# So what's this about tonewoods?



## 4Aaron GE (Jul 12, 2009)

One of my kids and his mostly homemade guitar. Honestly, if it would stay in tune, it wouldn't sound too bad. I think I'm going to have to take him to the shop class before he graduates this year, though. The thing doesn't look too durable.


----------



## Cloudy (Oct 11, 2014)

is that cardboard? hilarious!

Actually looks pretty decent for what it is, those F Hole are a nice touch :applouse:

But since it has no timbretimber......


----------



## Adcandour (Apr 21, 2013)

Nice. if he's taking orders, I'll take an acoustic made from pizza boxes.


----------



## Macki (Jun 14, 2010)

Sweet - pfffft tonewoods is all nonsense :0)


----------



## bluzfish (Mar 12, 2011)

Is that a prototype for one of the 2016 Gibson offerings?


----------



## mhammer (Nov 30, 2007)

It's a little known fact, but shortly after Les Paul came up with the "Log", he approached Gibson with "the Box".; also a railroad tie, but with cardboard wings.


----------



## fredyfreeloader (Dec 11, 2010)

mhammer said:


> It's a little known fact, but shortly after Les Paul came up with the "Log", he approached Gibson with "the Box".; also a railroad tie, but with cardboard wings.


Was that railroad tie slightly bigger than a bow tie.
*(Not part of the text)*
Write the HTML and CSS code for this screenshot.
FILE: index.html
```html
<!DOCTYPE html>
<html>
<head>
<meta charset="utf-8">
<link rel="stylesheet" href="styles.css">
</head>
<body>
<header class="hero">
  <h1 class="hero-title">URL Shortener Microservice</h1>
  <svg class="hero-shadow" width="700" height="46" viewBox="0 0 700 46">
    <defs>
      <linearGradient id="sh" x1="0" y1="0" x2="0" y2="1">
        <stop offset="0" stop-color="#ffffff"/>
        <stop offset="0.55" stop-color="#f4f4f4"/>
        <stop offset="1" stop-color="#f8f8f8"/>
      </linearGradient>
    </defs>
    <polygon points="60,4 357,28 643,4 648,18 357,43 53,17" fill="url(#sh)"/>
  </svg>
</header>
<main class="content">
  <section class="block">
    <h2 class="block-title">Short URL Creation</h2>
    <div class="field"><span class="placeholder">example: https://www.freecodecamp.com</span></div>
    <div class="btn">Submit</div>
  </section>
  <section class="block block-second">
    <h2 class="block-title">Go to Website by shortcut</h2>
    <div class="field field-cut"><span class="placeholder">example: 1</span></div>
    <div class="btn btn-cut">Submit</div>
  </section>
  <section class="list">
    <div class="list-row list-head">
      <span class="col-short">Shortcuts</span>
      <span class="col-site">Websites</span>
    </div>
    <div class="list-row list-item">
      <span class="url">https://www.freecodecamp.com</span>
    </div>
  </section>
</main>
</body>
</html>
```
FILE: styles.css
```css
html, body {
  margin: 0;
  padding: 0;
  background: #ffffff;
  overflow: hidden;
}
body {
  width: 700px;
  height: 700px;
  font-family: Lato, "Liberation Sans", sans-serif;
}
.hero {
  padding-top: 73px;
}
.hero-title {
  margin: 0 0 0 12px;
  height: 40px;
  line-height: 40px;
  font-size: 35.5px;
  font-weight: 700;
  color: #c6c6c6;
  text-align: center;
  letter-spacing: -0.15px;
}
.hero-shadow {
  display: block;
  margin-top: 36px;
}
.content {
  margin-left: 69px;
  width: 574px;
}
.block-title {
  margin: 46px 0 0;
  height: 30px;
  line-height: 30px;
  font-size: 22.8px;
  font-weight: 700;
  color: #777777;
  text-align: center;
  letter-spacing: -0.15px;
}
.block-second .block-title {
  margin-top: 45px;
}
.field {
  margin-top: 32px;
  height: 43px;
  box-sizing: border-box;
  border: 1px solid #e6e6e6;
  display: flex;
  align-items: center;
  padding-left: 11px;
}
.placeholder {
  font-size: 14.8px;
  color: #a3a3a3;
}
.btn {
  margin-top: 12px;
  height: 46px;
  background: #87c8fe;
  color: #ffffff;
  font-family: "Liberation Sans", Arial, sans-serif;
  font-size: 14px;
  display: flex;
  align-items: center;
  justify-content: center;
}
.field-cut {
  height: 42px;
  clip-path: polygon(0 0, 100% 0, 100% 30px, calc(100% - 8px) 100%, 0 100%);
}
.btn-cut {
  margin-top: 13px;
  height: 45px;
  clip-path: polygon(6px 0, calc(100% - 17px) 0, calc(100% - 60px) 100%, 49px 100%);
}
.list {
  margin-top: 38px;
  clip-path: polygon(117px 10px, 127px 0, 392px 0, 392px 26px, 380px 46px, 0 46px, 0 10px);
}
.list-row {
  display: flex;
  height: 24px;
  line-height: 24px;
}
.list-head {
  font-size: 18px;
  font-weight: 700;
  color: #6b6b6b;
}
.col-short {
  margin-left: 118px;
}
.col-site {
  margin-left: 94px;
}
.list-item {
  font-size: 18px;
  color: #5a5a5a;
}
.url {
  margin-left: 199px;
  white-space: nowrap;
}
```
I think a nice bright green bow tie on the front of the new Gibson's would add a modicum of class to the 2015 models. That home made guitar with a bow tie might pass for a new Gibson.


----------



## Electraglide (Jan 24, 2010)

fredyfreeloader said:


> Was that railroad tie slightly bigger than a bow tie. I think a nice bright green bow tie on the front of the new Gibson's would add a modicum of class to the 2015 models. That home made guitar with a bow tie might pass for a new Gibson.


Or,
http://i1000.photobucket.com/albums/af129/Electraglide49/_35a_zpseca67dc1.jpg


----------



## Steadfastly (Nov 14, 2008)

It appears your son has some skills and a sense of humour. A nice complement of talents.


----------



## Guest (Oct 14, 2014)

adcandour said:


> Nice. if he's taking orders, I'll take an acoustic made from pizza boxes.


close enough?


----------



## Adcandour (Apr 21, 2013)

laristotle said:


> close enough?


Better than I envisioned it. I'll take it.


----------



## 4Aaron GE (Jul 12, 2009)

Steadfastly said:


> It appears your son has some skills and a sense of humour. A nice complement of talents.


Hahaha, not 'my kid' as in my own offspring. He's one of my students.


----------